Curations from Our Academic Trustees
Journal Must-reads from Peter Verhoef, University of Groningen
Peter Verhoef is Professor of Marketing and director of the Business School at the University of Groningen where he is founder of the Customer Insights Center and, more recently, the Groningen Digital Business Centre. His research focuses on customer management, customer loyalty, multi-channel issues, and category management, and has appeared in Harvard Business Review, Journal of Marketing, Journal of Marketing Research, and Marketing Science, among other publications. He is the co-author of Creating Value with Big Data Analytics (Routledge 2016).
Digital Marketing: A Framework, Review and Research Agenda by P.K. Kannan and H. Alice Lim, International Journal of Research in Marketing
“Anyone interested in marketing should read this article. It provides a very good overview on what is (un)known in the emerging field of digital marketing. Traditional marketing textbooks lack this kind of knowledge and this paper nicely integrates existing findings in a relevant framework. For marketers who want to be up to date on the latest findings on digital marketing in marketing science, I strongly recommend this paper.”

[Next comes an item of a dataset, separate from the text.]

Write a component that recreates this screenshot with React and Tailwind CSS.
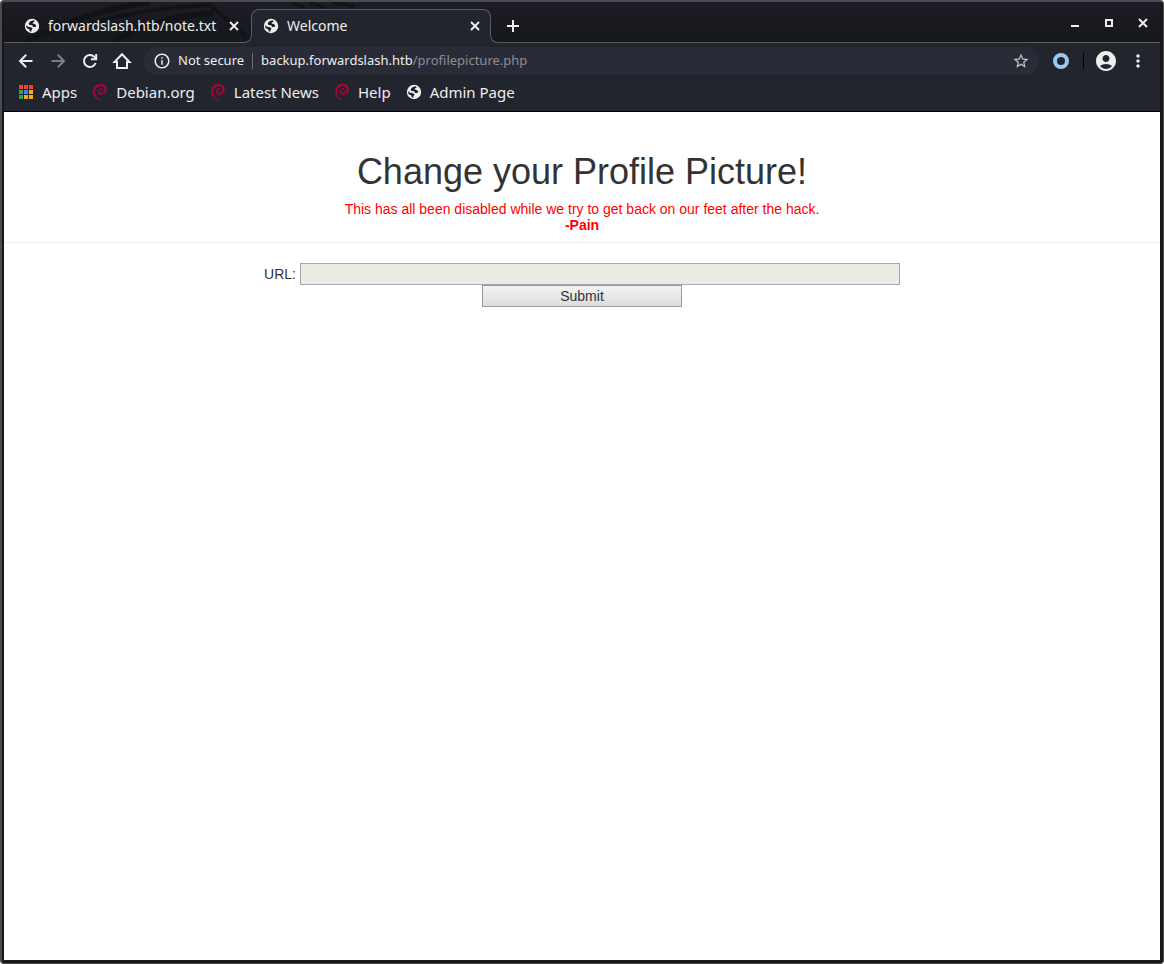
import { MdInfoOutline, MdStarBorder, MdAccountCircle, MdMoreVert } from "react-icons/md";
import { SiDebian } from "react-icons/si";

function Globe() {
  return (
    <svg viewBox="0 0 16 16" className="size-4 shrink-0" aria-hidden="true">
      <circle cx="8" cy="8" r="7.2" fill="#eeeeec" />
      <path d="M9.500 2.200L6.500 3.300L4.600 5.300L5.500 7L8.300 7.300L9 9H11.300L12.400 7.700L10.800 6L8.600 5.600L8.800 4.500L10.800 3.600Z" fill="#1b1c22" />
      <path d="M1.900 7.200L4.500 9L7 9.300L8.600 10.600L7.300 12.200L7.500 13.700L5.700 13.200L5.200 11.300L2.700 10.200Z" fill="#1b1c22" />
    </svg>
  );
}

const glyphs = {
  back: "M16.500 10H4.500M10.200 3.800L4 10L10.200 16.200",
  forward: "M3.500 10H15.500M9.800 3.800L16 10L9.800 16.200",
  reload: "M15.600 12A6 6 0 1 1 14.300 5.800L15.500 7M16.200 3V8.300H10.900",
  home: "M2.500 11H5V17H15V11H17.500L10 3.300Z",
  plus: "M10 4V16M4 10H16",
  close: "M6 6L14 14M14 6L6 14",
};

function Glyph({ name }) {
  return (
    <svg viewBox="0 0 20 20" className="size-5" fill="none" stroke="currentColor" strokeWidth="2" aria-hidden="true">
      <path d={glyphs[name]} />
    </svg>
  );
}

function Corner({ side }) {
  return (
    <div className="relative z-10 size-2 shrink-0 self-end bg-[#23252e]">
      <div className={side === "left" ? "size-full rounded-br-lg border-r border-b border-[#5a5b5d] bg-[#17181c]" : "size-full rounded-bl-lg border-b border-l border-[#5a5b5d] bg-[#17181c]"} />
    </div>
  );
}

function Bookmark({ icon, children }) {
  return (
    <a href="#" className="flex items-center gap-2 whitespace-nowrap">
      {icon}
      {children}
    </a>
  );
}

const swirl = <SiDebian className="size-4 text-[#c4003d]" stroke="currentColor" strokeWidth="0.8" />;
const appColors = ["#ee4035", "#ee4035", "#ee4035", "#34a060", "#2b8af0", "#f9ab10", "#34a060", "#f9ab10", "#f9ab10"];

export default function App() {
  return (
    <div className="flex min-h-screen flex-col rounded-sm border border-t-2 border-l-2 border-[#4b4b4c] bg-[#17171d] pr-[3px] pb-[3px] pl-0.5 font-['Noto_Sans',sans-serif] text-[#eeeeec]">
      <header className="border-b border-black bg-[#23252e]">
        <div className="relative flex h-[41px] overflow-hidden bg-linear-to-b from-[#1c1d25] to-[#17181c]">
          <svg className="absolute top-0 left-0 h-10 w-96" viewBox="0 0 384 40" fill="none" stroke="#121317" aria-hidden="true">
            <path d="M22 39C60 22 95 7 146 0M110 39C140 22 175 13 210 11" strokeWidth="6" />
            <path d="M60 30C110 12 160 5 205 3M203 0L246 38" strokeWidth="4" />
            <path d="M288 0L300 6M306 0L322 6M328 0L350 4" strokeWidth="3" />
          </svg>
          <div className="relative flex w-60 shrink-0 items-center border-b border-[#5a5b5d] pt-2 pl-5 text-sm">
            <Globe />
            <span className="ml-2 w-[178px] whitespace-nowrap">forwardslash.htb/note.txt</span>
            <button aria-label="Close tab" className="relative z-20"><Glyph name="close" /></button>
          </div>
          <Corner side="left" />
          <div className="relative z-0 -mx-px mt-[7px] flex w-60 shrink-0 items-center rounded-t-lg bg-[#23252e] pl-3 text-sm before:absolute before:inset-0 before:bottom-2 before:rounded-t-lg before:border before:border-b-0 before:border-[#5a5b5d]">
            <Globe />
            <span className="ml-2 flex-1">Welcome</span>
            <button aria-label="Close tab" className="relative mr-1.5"><Glyph name="close" /></button>
          </div>
          <Corner side="right" />
          <div className="flex flex-1 items-center border-b border-[#5a5b5d] pt-2 pl-[5px]">
            <button aria-label="New tab"><Glyph name="plus" /></button>
            <div className="mr-[7px] mb-1.5 ml-auto flex items-center gap-4">
              <button aria-label="Minimize" className="flex size-4 items-end justify-center pb-1"><span className="h-0.5 w-2 bg-current" /></button>
              <button aria-label="Maximize" className="ml-0.5 flex size-4 items-center justify-center"><span className="size-2 border-2" /></button>
              <button aria-label="Close window"><Glyph name="close" /></button>
            </div>
          </div>
        </div>
        <div className="flex h-9 items-center pr-3 pl-3">
          <div className="flex gap-3">
            <button aria-label="Back"><Glyph name="back" /></button>
            <button aria-label="Forward" className="text-[#7d7e82]"><Glyph name="forward" /></button>
            <button aria-label="Reload"><Glyph name="reload" /></button>
            <button aria-label="Home"><Glyph name="home" /></button>
          </div>
          <div className="ml-3 flex h-7 flex-1 items-center rounded-full bg-[#292b37] px-[9px] text-[13px]">
            <MdInfoOutline className="size-4.5" />
            <span className="ml-[7px]">Not secure</span>
            <span className="mx-2 h-4 w-px bg-[#6d6e75]" />
            <span>backup.forwardslash.htb<span className="text-[#8c8e94]">/profilepicture.php</span></span>
            <button aria-label="Bookmark this page" className="ml-auto text-[#c8c8c8]"><MdStarBorder className="size-4.5" /></button>
          </div>
          <button aria-label="Extension" className="ml-3.5 size-4 rounded-full border-4 border-[#98c9f0]" />
          <span className="mx-3.5 h-4 w-px bg-black" />
          <button aria-label="Profile" className="-ml-1"><MdAccountCircle className="size-6" /></button>
          <button aria-label="Menu" className="ml-2.5"><MdMoreVert className="size-5" /></button>
        </div>
        <nav className="flex h-8 items-center gap-[15px] px-3.5 pb-1.5 text-[15px]">
          <Bookmark icon={<span className="grid w-4 grid-cols-[repeat(3,4px)] justify-center gap-px">{appColors.map((c, i) => <span key={i} className="size-1" style={{ background: c }} />)}</span>}>Apps</Bookmark>
          <Bookmark icon={swirl}>Debian.org</Bookmark>
          <Bookmark icon={swirl}>Latest News</Bookmark>
          <Bookmark icon={swirl}>Help</Bookmark>
          <Bookmark icon={<Globe />}>Admin Page</Bookmark>
        </nav>
      </header>
      <main className="flex-1 bg-white text-center font-['Liberation_Sans',sans-serif] text-sm text-[#333]">
        <div className="border-b border-[#eee] pt-10 pb-[9px]">
          <h1 className="text-4xl">Change your Profile Picture!</h1>
          <p className="mt-[9px] leading-4 text-[#f00]">This has all been disabled while we try to get back on our feet after the hack.<br /><b>-Pain</b></p>
        </div>
        <form className="flex flex-col items-center pt-5" onSubmit={(e) => e.preventDefault()}>
          <div className="flex items-center gap-1">
            <label htmlFor="url">URL:</label>
            <input id="url" type="text" className="h-[22px] w-[600px] border border-[#a9a9a9] bg-[#ebebe3]" />
          </div>
          <button className="h-[22px] w-[200px] border border-[#999] bg-linear-to-b from-[#f4f4f4] to-[#dcdcdc] leading-5">Submit</button>
        </form>
      </main>
    </div>
  );
}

Riding the Waves: Revealing the Impact of Intrayear Demand Cycles on Advertising and Pricing Effectiveness by Maarten J. Gijsenberg, Journal of Marketing Research
“Firms need to understand the effectiveness of their advertising expenditures. This paper studies how effectiveness differs between demand peaks and demand drops during the year. Peaks may exist due to seasonal variation; for example, beer and ice consumption could be higher during summer periods.
"Interestingly this study shows that advertising is more effective during demand peaks, and less effective in lower demand periods. This suggests that firms should mainly advertise in peak periods. Price cuts are not more effective in demand peaks. The study also reports some difference between brands. Niche brands seem to benefit most from advertising more during demand peaks. In a period where there is such a strong focus on digital marketing efforts, this is a classic paper that focuses on mass advertising efforts in CPG market.”
Return on Service Amenities by Rebecca W. Hamilton, Roland T. Rust, Michel Wedel, and Chekitan S. Dev, Journal of Marketing Research
“In the service industry firms invest in providing additional services to their customers. These so-called service amenities induce additional costs. The question is, What are the returns? Customers may be more likely to choose the service provider (increased customer acquisition rates) and/or they may be more satisfied and thus more loyal to the service provider (increased retention rates).
“This paper uses discrete choice experiments to estimate the effects of service amenities on customers and to calculate return on these investments. They validate their model in a field study as well. Interestingly for the hotel industry, they find strong differences in ROI for different amenities (i.e. bottled water vs. free internet). The ROI of a bottle of water is extremely high for some brands, suggesting that these brands can benefit strongly from providing free water to their guests. Effects also seem to be brand-specific. If you are working in the service industry, this is a must-read for how to increase the ROI of service improvements.”
Effects of Traditional Advertising and Social Messages on Brand-Building Metrics and Customer Acquisition by Lisette de Vries, Sonja Gensler, and Peter S.H. Leeflang, Journal of Marketing
"Firms now invest in multiple channels to reach their potential customers, and social media has become an important communication channel. This study examines the relative effectiveness of communication channels. It provides a case study of a telecom provider on the effects of traditional advertising and new social communication on customer acquisition. It is a very relevant paper in an era where firms struggle with assessing the return on all their advertising efforts.
"Their study suggests that that traditional advertising is most effective for both brand building and customer acquisition. Impressions generated through social messages complement traditional advertising efforts. Thus, thoroughly orchestrating traditional advertising and a firm’s social media activities may improve a firm’s performance with respect to building the brand and encouraging customer acquisition. Clearly, this is only a single case study, so one should be careful to rely solely on their results. However, this study provides a nice method on how to assess the effectiveness of different advertising efforts.”
How Well Does Consumer-Based Brand Equity Align with Sales-Based Brand Equity and Marketing-Mix Response? byHannes Datta, Kusum L. Ailawadi, and Harald J. van Heerde, Journal of Marketing
“Firms in many industries measure consumers’ perceptions about their brand and specifically focus on consumer-based brand equity. This study addresses the question of how these measures relate to more sales-focused brand equity measures, specifically market share. Using 10 years of data, they show that three brand equity dimensions positively relate to market share. However, there is a slight negative correlation between energized differentiation and market share. The study also shows different elasticities for brands with specific brand equity measures. For example, promotions have stronger effects for high status and high esteem brands, while distribution has a weaker effect. This paper is rich in interesting findings for brand manufacturers. Most importantly, consumer brand equity measures matter and have an impact on how brands perform in the market."